From 3-D printing rocket engine components to managing the world’s most powerful X-ray telescope, Marshall finds a way.
The George C. Marshall Space Flight Center (MSFC) in Huntsville, Alabama has a storied history, from its creation at the dawn of the space age through today, managing many projects at the forefront of space exploration and scientific discovery. From designing the world’s most powerful rocket to examining space with the world’s most powerful X-ray telescope to fabricating rocket engine components with 3-D printing, Marshall has been finding solutions to complex technical challenges for almost 60 years.
On July 31, APPEL Knowledge Services held a Virtual Project Management Challenge titled Spotlight on MSFC Projects: Solving Complex Technical Challenges, focusing on five projects at MSFC. This was the first of several sessions APPEL KS plans, highlighting the work under way at one of NASA’s centers. The July VPMC is available for on-demand viewing.
Host Deana Nunley interviewed 13 experts—including project managers, engineers and scientists—working on the five projects: Chandra X-ray Observatory, 3-D Printing, SERVIR, SPoRT and the Lynx Mission Concept Study. Taken together, the projects represent a broad swath of NASA’s mission. Across that broad scope, however, the importance of diverse, multi-disciplinary teams and teamwork emerged as a constant.
The Chandra X-ray Observatory has rewritten textbooks since its launch in 1999, from confirming the presence of an elliptical ring of high energy X-rays being emitted by the Crab Nebula pulsar early in the mission to recently detecting gravitational waves from two neutron stars colliding. Martin Weisskopf, Chandra Project Scientist, says the key to the mission’s success was the moment in Chandra’s development “when the various disparate groups involved, … became a team. Not ‘us’ and ‘them’ but ‘we,’ from the prime contractor to the subcontractors to the major ones that were heavily involved, that took such great pride in building [what] one of my postdocs called ‘a scientific Cathedral.’”
Likewise, with 3-D printing, large teams with diverse skillsets must come together to advance a relatively young technology with a higher risk posture but also exceptional potential rewards, including reduced costs and dramatically shortened schedules. “So, for us, one of the key things is making sure broad groups of teams are motivated across it,” says Chris Protz, Team Lead, Propulsion Division, Engine Components Development and Technology Branch.

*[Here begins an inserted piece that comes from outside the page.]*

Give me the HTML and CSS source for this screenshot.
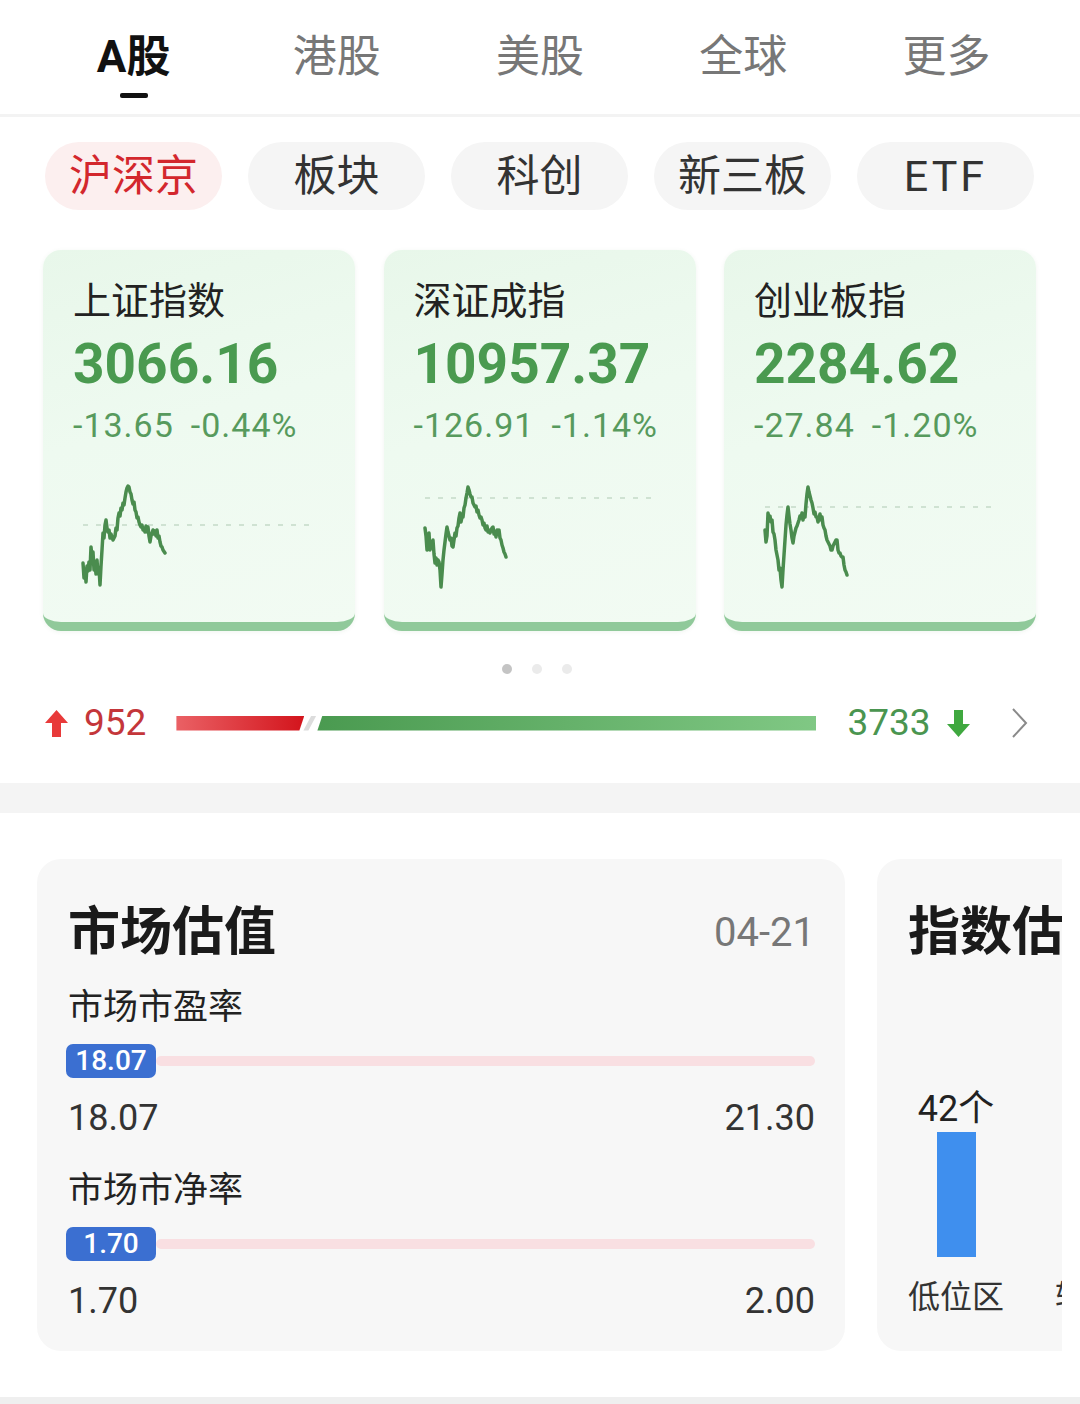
FILE: index.html
```html
<!DOCTYPE html>
<html lang="zh-CN">
<head>
<meta charset="utf-8">
<title>行情</title>
<link rel="stylesheet" href="styles.css">
</head>
<body>
<div class="page">
  <nav class="tabs">
    <div class="tab active"><span class="tab-text">A股</span><span class="tab-line"></span></div>
    <div class="tab"><span class="tab-text">港股</span></div>
    <div class="tab"><span class="tab-text">美股</span></div>
    <div class="tab"><span class="tab-text">全球</span></div>
    <div class="tab"><span class="tab-text">更多</span></div>
  </nav>
  <div class="divider"></div>

  <div class="chips">
    <div class="chip active">沪深京</div>
    <div class="chip">板块</div>
    <div class="chip">科创</div>
    <div class="chip">新三板</div>
    <div class="chip etf">ETF</div>
  </div>

  <div class="cards">
    <div class="card">
      <div class="card-title">上证指数</div>
      <div class="card-value">3066.16</div>
      <div class="card-change"><span>-13.65</span><span>-0.44%</span></div>
      <svg class="spark" viewBox="0 0 280 130" width="280" height="130">
        <line x1="10" y1="55" x2="244" y2="55" class="dash"/>
        <path class="line" d="M10,93 L11,108 L12,99 L13,112 L14,96 L15,101 L16,92 L17,100 L18,77 L19,88 L20,82 L21,100 L22,94 L23,104 L24,90 L25,104 L26,98 L27,115 L28,96 L29,80 L30,63 L31,68 L32,55 L33,50 L34,58 L35,62 L36,60 L37,68 L38,64 L40,70 L42,66 L43,58 L44,60 L45,48 L46,43 L47,46 L48,38 L49,40 L50,33 L51,35 L52,28 L53,22 L54,18 L55,16 L56,17 L57,22 L58,24 L59,30 L60,34 L61,32 L62,40 L63,42 L64,48 L65,47 L66,52 L67,55 L68,57 L69,55 L70,60 L71,58 L72,62 L73,56 L74,62 L75,57 L76,66 L77,72 L78,66 L79,63 L80,60 L81,64 L82,61 L83,66 L84,60 L85,68 L86,66 L87,72 L88,76 L89,77 L90,80 L92,83"/>
      </svg>
    </div>
    <div class="card">
      <div class="card-title">深证成指</div>
      <div class="card-value">10957.37</div>
      <div class="card-change"><span>-126.91</span><span>-1.14%</span></div>
      <svg class="spark" viewBox="0 0 280 130" width="280" height="130">
        <line x1="11" y1="28" x2="243" y2="28" class="dash"/>
        <path class="line" d="M11,58 L12,66 L13,80 L14,70 L15,63 L16,80 L17,74 L18,78 L19,70 L20,84 L21,93 L22,88 L23,95 L24,90 L25,92 L26,100 L27,117 L28,104 L29,90 L30,80 L31,72 L32,64 L33,57 L34,62 L35,66 L36,70 L37,68 L38,76 L39,77 L40,70 L41,63 L42,66 L43,58 L44,56 L45,48 L46,43 L47,52 L48,47 L49,47 L50,38 L51,35 L52,28 L53,23 L54,17 L55,20 L56,24 L57,27 L58,27 L59,33 L60,35 L61,37 L62,36 L63,42 L64,40 L65,45 L66,48 L67,47 L68,50 L69,55 L70,53 L71,58 L72,60 L73,56 L74,62 L75,60 L76,63 L77,60 L78,58 L79,57 L80,64 L81,62 L82,67 L83,60 L84,62 L85,60 L86,68 L87,70 L88,75 L89,78 L90,82 L91,84 L92,87"/>
      </svg>
    </div>
    <div class="card">
      <div class="card-title">创业板指</div>
      <div class="card-value">2284.62</div>
      <div class="card-change"><span>-27.84</span><span>-1.20%</span></div>
      <svg class="spark" viewBox="0 0 280 130" width="280" height="130">
        <line x1="11" y1="37" x2="243" y2="37" class="dash"/>
        <path class="line" d="M11,60 L12,72 L13,66 L14,43 L15,48 L16,46 L17,52 L18,50 L19,62 L20,64 L21,70 L22,80 L23,85 L24,90 L25,100 L26,98 L27,110 L28,117 L29,100 L30,85 L31,70 L32,55 L33,45 L34,37 L35,46 L36,54 L37,60 L38,68 L39,73 L40,66 L41,62 L42,58 L43,56 L44,53 L45,50 L46,46 L47,48 L48,43 L49,50 L50,44 L51,47 L52,34 L53,24 L54,17 L55,22 L56,26 L57,30 L58,33 L59,38 L60,44 L61,42 L62,47 L63,47 L64,52 L65,48 L66,44 L67,50 L68,47 L69,55 L70,58 L71,60 L72,66 L73,70 L74,72 L75,74 L76,76 L77,80 L78,80 L79,76 L80,74 L81,72 L82,70 L83,70 L84,80 L85,83 L86,83 L87,86 L88,87 L89,87 L90,95 L91,100 L92,102 L93,105"/>
      </svg>
    </div>
  </div>

  <div class="dots"><span class="dot on"></span><span class="dot"></span><span class="dot"></span></div>

  <div class="breadth">
    <svg class="arrow" viewBox="0 0 23 27" width="23" height="27"><path d="M11.5 0 L23 13 L16 13 L16 27 L7 27 L7 13 L0 13 Z" fill="#e83a3a"/></svg>
    <span class="up-num">952</span>
    <div class="bar">
      <span class="bar-red"></span>
      <span class="bar-gap"></span>
      <span class="bar-green"></span>
    </div>
    <span class="down-num">3733</span>
    <svg class="arrow down" viewBox="0 0 23 27" width="23" height="27"><path d="M11.5 27 L23 14 L16 14 L16 0 L7 0 L7 14 L0 14 Z" fill="#3fa83f"/></svg>
    <svg class="chev" viewBox="0 0 18 32" width="18" height="32"><polyline points="2,2 15,16 2,30" fill="none" stroke="#8a8a8a" stroke-width="2"/></svg>
  </div>

  <div class="band"></div>

  <section class="valuation">
    <div class="val-track">
      <div class="vcard main">
        <div class="vhead">
          <h2 class="vtitle">市场估值</h2>
          <span class="vdate">04-21</span>
        </div>
        <div class="vlabel">市场市盈率</div>
        <div class="meter"><span class="badge">18.07</span><span class="track"></span></div>
        <div class="range"><span>18.07</span><span>21.30</span></div>
        <div class="vlabel second">市场市净率</div>
        <div class="meter"><span class="badge">1.70</span><span class="track"></span></div>
        <div class="range"><span>1.70</span><span>2.00</span></div>
      </div>
      <div class="vcard side">
        <h2 class="vtitle">指数估值</h2>
        <div class="chart">
          <div class="col"><span class="col-num">42个</span><span class="col-bar" style="height:125px"></span></div>
        </div>
        <div class="col-labels"><span>低位区</span><span>较低区</span></div>
      </div>
    </div>
  </section>
  <div class="bottom-line"></div>
</div>
</body>
</html>
```

FILE: styles.css
```css
* { box-sizing: border-box; }
html, body { margin: 0; padding: 0; background: #fff; }
body {
  font-family: Roboto, "Noto Sans CJK SC", sans-serif;
  color: #222;
  width: 1080px;
  overflow: hidden;
}
.page { width: 1080px; height: 1404px; overflow: hidden; position: relative; }

/* top tabs */
.tabs {
  display: flex;
  padding: 32px 32px 0;
  height: 114px;
}
.tab {
  flex: 1;
  display: flex;
  flex-direction: column;
  align-items: center;
}
.tab-text {
  font-size: 44px;
  line-height: 50px;
  color: #777;
}
.tab.active .tab-text { color: #111; font-weight: 700; }
.tab-line {
  margin-top: 11px;
  width: 28px;
  height: 5px;
  border-radius: 2px;
  background: #111;
}
.divider { height: 3px; background: #f3f3f3; }

/* chips */
.chips {
  display: grid;
  grid-template-columns: repeat(5, 1fr);
  gap: 26px;
  padding: 25px 46px 0 45px;
}
.chip {
  height: 68px;
  line-height: 68px;
  border-radius: 34px;
  background: #f5f5f5;
  text-align: center;
  font-size: 43px;
  color: #333;
}
.chip.active { background: #fcefef; color: #d3272d; }
.chip.etf { letter-spacing: 3px; }

/* index cards */
.cards {
  display: grid;
  grid-template-columns: repeat(3, 312px);
  column-gap: 28.5px;
  padding: 40px 0 0 43px;
}
.card {
  background: linear-gradient(165deg, #e8f7ea 0%, #eefaf0 45%, #f2fbf3 100%);
  border-radius: 18px;
  border-bottom: 9px solid #90c99a;
  padding: 28px 0 22px 30px;
  box-shadow: 0 1px 4px rgba(60, 120, 70, 0.08);
}
.card-title {
  font-size: 38px;
  line-height: 46px;
  color: #222;
}
.card-value {
  margin-top: 10px;
  font-size: 55px;
  line-height: 60px;
  font-weight: 700;
  color: #4a9a50;
}
.card-change {
  margin-top: 9px;
  font-size: 34px;
  line-height: 44px;
  color: #579a5d;
  letter-spacing: 1px;
  display: flex;
  gap: 17px;
}
.spark { display: block; margin-top: 23px; }
.spark .dash { stroke: #cfe2d2; stroke-width: 2; stroke-dasharray: 5 8; }
.spark .line { fill: none; stroke: #4a8c4e; stroke-width: 3.5; stroke-linejoin: round; stroke-linecap: round; }

/* dots */
.dots {
  display: flex;
  justify-content: center;
  gap: 20px;
  margin-top: 33px;
  padding-right: 6px;
}
.dot { width: 10px; height: 10px; border-radius: 50%; background: #ebebeb; }
.dot.on { background: #c4c4c4; }

/* breadth */
.breadth {
  display: flex;
  align-items: center;
  height: 50px;
  margin-top: 24px;
  padding-left: 45px;
}
.arrow { display: block; flex: none; }
.up-num {
  margin-left: 16px;
  font-size: 37px;
  color: #c4363a;
  line-height: 50px;
}
.bar {
  margin-left: 30px;
  width: 640px;
  height: 15px;
  display: flex;
}
.bar-red {
  width: 128px;
  background: linear-gradient(90deg, #ea6165, #d3141c);
  clip-path: polygon(0 0, 100% 0, calc(100% - 5px) 100%, 0 100%);
}
.bar-gap {
  width: 13px;
  margin-left: -1px;
  background: #dcdcdc;
  clip-path: polygon(8px 0, 13px 0, 5px 100%, 0 100%);
}
.bar-green {
  flex: 1;
  margin-left: 1px;
  background: linear-gradient(90deg, #4a9a50, #80c884);
  clip-path: polygon(5px 0, 100% 0, 100% 100%, 0 100%);
}
.down-num {
  margin-left: 31px;
  font-size: 37px;
  color: #4a9550;
  line-height: 50px;
}
.arrow.down { margin-left: 16px; }
.chev { display: block; margin-left: 41px; }

.band { height: 30px; background: #f4f4f4; margin-top: 35px; }

/* valuation */
.valuation { padding: 46px 0 0 37px; }
.val-track {
  width: 1025px;
  overflow: hidden;
  display: flex;
  gap: 32px;
}
.vcard {
  flex: none;
  background: #f7f7f7;
  border-radius: 24px;
  height: 492px;
}
.vcard.main { width: 808px; padding: 42px 30px 0 31px; }
.vcard.side { width: 360px; padding: 42px 0 0 31px; }
.vhead { display: flex; justify-content: space-between; align-items: center; }
.vtitle {
  margin: 0;
  font-size: 52px;
  line-height: 64px;
  font-weight: 700;
  color: #1a1a1a;
  white-space: nowrap;
}
.vdate { font-size: 40px; color: #777; line-height: 64px; }
.vlabel {
  margin-top: 21px;
  font-size: 35px;
  line-height: 44px;
  color: #222;
}
.vlabel.second { margin-top: 29px; }
.meter {
  margin-top: 14px;
  display: flex;
  align-items: center;
  height: 34px;
}
.badge {
  flex: none;
  width: 90px;
  height: 34px;
  line-height: 34px;
  text-align: center;
  background: #3b6fd1;
  color: #fff;
  border-radius: 7px;
  font-size: 28px;
  font-weight: 500;
  margin-left: -2px;
}
.track {
  flex: 1;
  height: 10px;
  border-radius: 5px;
  background: #f9dfe2;
}
.range {
  margin-top: 18px;
  display: flex;
  justify-content: space-between;
  font-size: 36px;
  line-height: 44px;
  color: #333;
}
.chart {
  height: 292px;
  display: flex;
  align-items: flex-end;
  gap: 51px;
}
.col {
  width: 96px;
  flex: none;
  display: flex;
  flex-direction: column;
  align-items: center;
}
.col-num { font-size: 36px; line-height: 40px; color: #222; margin-bottom: 3px; white-space: nowrap; }
.col-bar { display: block; width: 39px; background: #3f8fee; }
.col-labels {
  margin-top: 18px;
  display: flex;
  gap: 51px;
  font-size: 32px;
  line-height: 44px;
  color: #333;
  white-space: nowrap;
}
.col-labels span { flex: none; width: 96px; text-align: center; }

.bottom-line {
  position: absolute;
  left: 0; right: 0; bottom: 0;
  height: 7px;
  background: #efefef;
}
```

“Communication across the team is also integral in the process,” adds Paul Gradl, a Senior Propulsion Engineer at MSFC. “Everybody has to understand the common goals of additive manufacturing and the risk involved with it. And that goes right from our detailed designers all the way to the people testing the components. If you understand the risk involved as part of that, and everybody has a common mission that we’re working towards, then we can be more successful in the process.”
SERVIR, a joint program of NASA and the U.S. Agency for International Development, uses Earth-observation data from NASA to help governments in developing nations better respond to natural disasters, manage water resources and improve crop yields.
“I’d say that the teams are absolutely key,” says Daniel Irwin, SERVIR Global Program Manager. “But the most important aspect of teams that I found is that they’re interdisciplinary and diverse. And I think that people from diverse backgrounds, from cultures, gender bring such unique views and perspectives. And I think that that’s added just enormous value to SERVIR in the way that we think and the way that we operate.”
The Short-term Prediction Research and Transition Center (SPoRT) is another Earth-centered project featured on the July VPMC. The project works with partners to develop unique uses for observational data from NASA satellites to improve weather forecasting. The project uses an iterative, stakeholder-focused approach to develop unique tools to meet their forecasting needs. One of SPoRT’s many success stories is ongoing efforts to improve hurricane forecasting with microwave technology, according to Chris Hain, Project Scientist/Manager.
“One of the problems with looking at hurricanes, when you’re looking at just, you know, wavelengths from the visible or the infrared is that you can’t really see the internal structure of the storm,” Hain says. Microwaves, however, can pierce through the clouds to the storm’s internal structure. This is offers forecasters important insight into hurricanes, especially those that are rapidly intensifying.
Lynx is unique in the VPMC as it is a large concept study, one of four under consideration for the 2020 Astrophysics Decadal Survey, sponsored by NASA, the National Science Foundation, and the U.S. Department of Energy. With input from the scientific community, the survey will guide scientists, policy makers and federal agencies with a vision forward for astronomy and astrophysics research. If Lynx is selected and built, it will become the largest, most powerful X-ray observatory ever flown, according to Karen Gelmas, Lynx Study Manager.
Together, the guests presented a fascinating picture of the work under way at MSFC. The next installment of the VPMC will look at the work of NASA’s John H. Glenn Research Center near Cleveland.